Though Minister and officials are yet to get a firm idea on how long State Highway One from Seddon to Cheviot may be closed, they are preparing for the worst.

There is a view in some quarters in the Beehive that it will be at least a year before the road re-opens.

While it is closed, trucks will have to make the slow trip through Murchison and over the Lewis Pass to get North Island freight to the South Island.

This will impact right across the South Island’s economy.

Brownlee is emphasising that it is early days yet but with trucking companies already advising customers of surcharges of 15% or more the impact of the road closure on the whole of the South Island may be huge.

Brownlee says the Government is looking at other options.

“You can’t just within a week get an alternative transport route from the north to the south, but we certainly are looking at a range of options that might come into play,” he told a media briefing yesterday.

Those include shipping, but there are problems there too.

POLITIK understands that there could be substantial surcharged added to freight if ferries were to travel from Wellington Lyttelton.

And because the journey is much longer than across the strait, shipping to Lyttelton would reduce the freight capacity on the North-South route.

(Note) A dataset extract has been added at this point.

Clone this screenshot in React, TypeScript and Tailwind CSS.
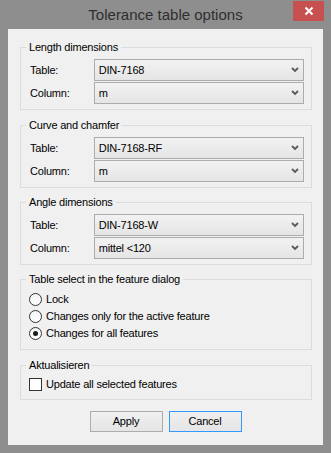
import React from "react";

function Chevron() {
  return (
    <svg width="8" height="6" viewBox="0 0 8 6" className="shrink-0">
      <path d="M1 1 L4 4 L7 1" fill="none" stroke="#5a5a5a" strokeWidth="1.8" />
    </svg>
  );
}

function Combo({ value }: { value: string }) {
  return (
    <div className="w-[211px] h-[22px] border border-[#acacac] bg-linear-to-b from-[#f2f2f2] to-[#e5e5e5] flex items-center pl-[4px] pr-[4px]">
      <span className="flex-1 leading-[13px]">{value}</span>
      <Chevron />
    </div>
  );
}

function Row({ label, value }: { label: string; value: string }) {
  return (
    <div className="flex items-center">
      <span className="w-[64px] leading-[13px]">{label}</span>
      <Combo value={value} />
    </div>
  );
}

function Group({
  title,
  children,
  className = "",
}: {
  title: string;
  children: React.ReactNode;
  className?: string;
}) {
  return (
    <fieldset className={"border border-[#dcdcdc] min-w-0 " + className}>
      <legend className="ml-[5px] px-[3px] leading-[13px]">{title}</legend>
      {children}
    </fieldset>
  );
}

function ComboGroup({
  title,
  table,
  column,
  className = "",
}: {
  title: string;
  table: string;
  column: string;
  className?: string;
}) {
  return (
    <Group title={title} className={className}>
      <div className="flex flex-col gap-[1px] pl-[9px] pr-[7px] pt-[5px] pb-[5px]">
        <Row label="Table:" value={table} />
        <Row label="Column:" value={column} />
      </div>
    </Group>
  );
}

function Radio({ label, checked = false }: { label: string; checked?: boolean }) {
  return (
    <div className="h-[17px] flex items-center">
      <span className="w-[13px] h-[13px] rounded-full border border-[#333333] bg-linear-to-b from-[#f4f4f4] to-[#ffffff] flex items-center justify-center">
        {checked && <span className="w-[5px] h-[5px] rounded-full bg-[#1a1a1a]" />}
      </span>
      <span className="ml-[4px] leading-[13px]">{label}</span>
    </div>
  );
}

function Button({ label, focused = false }: { label: string; focused?: boolean }) {
  return (
    <div
      className={
        "w-[73px] h-[21px] border bg-linear-to-b from-[#f0f0f0] to-[#e5e5e5] flex items-center justify-center leading-[13px] " +
        (focused ? "border-[#3399ff]" : "border-[#adadad]")
      }
    >
      {label}
    </div>
  );
}

export default function App() {
  return (
    <div className="w-[331px] h-[453px] bg-[#8e8e8e] flex flex-col px-[7px] font-['Liberation_Sans',Arial,sans-serif] text-[11px] tracking-[-0.2px] text-black">
      <div className="h-[29px] grid grid-cols-[1fr_auto_1fr] items-center">
        <div />
        <div className="text-[15px] tracking-normal text-[#2e2e2e] leading-[18px]">
          Tolerance table options
        </div>
        <div className="justify-self-end self-start mt-[1px] w-[31px] h-[20px] bg-[#c75050] flex items-center justify-center">
          <svg width="10" height="10" viewBox="0 0 10 10">
            <path d="M1.5 1.5 L8.5 8.5 M8.5 1.5 L1.5 8.5" stroke="#ffffff" strokeWidth="2" />
          </svg>
        </div>
      </div>
      <div className="mx-[1px] h-[416px] bg-[#f0f0f0] flex flex-col pl-[12px] pr-[11px] pt-[12px]">
        <ComboGroup title="Length dimensions" table="DIN-7168" column="m" />
        <ComboGroup title="Curve and chamfer" table="DIN-7168-RF" column="m" className="mt-[9px]" />
        <ComboGroup title="Angle dimensions" table="DIN-7168-W" column="mittel <120" className="mt-[8px]" />
        <Group title="Table select in the feature dialog" className="mt-[8px]">
          <div className="flex flex-col pl-[8px] pt-[5px] pb-[7px]">
            <Radio label="Lock" />
            <Radio label="Changes only for the active feature" />
            <Radio label="Changes for all features" checked />
          </div>
        </Group>
        <Group title="Aktualisieren" className="mt-[9px]">
          <div className="flex flex-col pl-[8px] pt-[4px] pb-[6px]">
            <div className="h-[17px] flex items-center">
              <span className="w-[13px] h-[13px] border border-[#333333] bg-white" />
              <span className="ml-[4px] leading-[13px]">Update all selected features</span>
            </div>
          </div>
        </Group>
        <div className="flex justify-center gap-[6px] mt-[11px] pr-[1px]">
          <Button label="Apply" />
          <Button label="Cancel" focused />
        </div>
      </div>
    </div>
  );
}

The shipping companies would be more likely to know if they should charter extra ships once it becomes clear how long State Highway One will be closed.

The difficulties the Government is going to have opening the coastal highway are already becoming clear.

It was hoped to open the inland route from Culveden to Kaikoura today, but Brownlee says it will now be a longer period before it is opened.

“It is very damaged,” he said and is therefore only open currently to army convoys.

The New Zealand Defence Force (NZDF) is sending more aid convoys to deliver vital supplies to earthquake-stricken Kaikoura.

“Now that there is controlled access by road between Culverden and Kaikoura, we will continue to transport the majority of aid supplies using NZDF vehicles until commercial vehicles are allowed access,” Major General Tim Gall, the Commander Joint Forces New Zealand, said.

“We are still using helicopters to reach those remote communities, helping to ensure that they are being provided with the assistance that they need.”

There will be huge challenges removing the slips on the coastal road. 

Officials are exploring options using remote controlled earthmoving machinery to enable the slips to be worked on without endangering workers in the case of aftershocks or further slips.

The Government has also received preliminary advice from the Ministry for the Environment supporting dumping the slip debris straight into the sea.

POLITIK understands the Ministry argues that slip debris naturally falls into the sea anyway and that the sea along the Kaikoura coast drops very quickly so that it is over four hundred metres deep  12 km offshore.

Brownlee also gave more hints about what the Government is proposing to with its amendments to the Civil Defence legislation.

That would appear to include another look at reducing the power of local Councils during emergencies and instead centralising much of the control of the emergency operation.

“We’ve got to look at it,” said Brownlee.

Otherwise, the Government appears to be moving quickly to introduce legislation to give itself powers to deal with the earthquake.

“The way in which we are proposing to make sure that everything we are doing is lawful will be announced after we have had discussions with other political parties and we should have something to indicate a timeline by the end of the week.”

And it is expected that there will also be more detail on what shape the coastal highway is in by the end of the week.

Ironically, though the human toll in this earthquake and even damage to buildings has ben light compared with Christchurch it still has the potential to have a massive economic impact — depending on how long that road is out of action.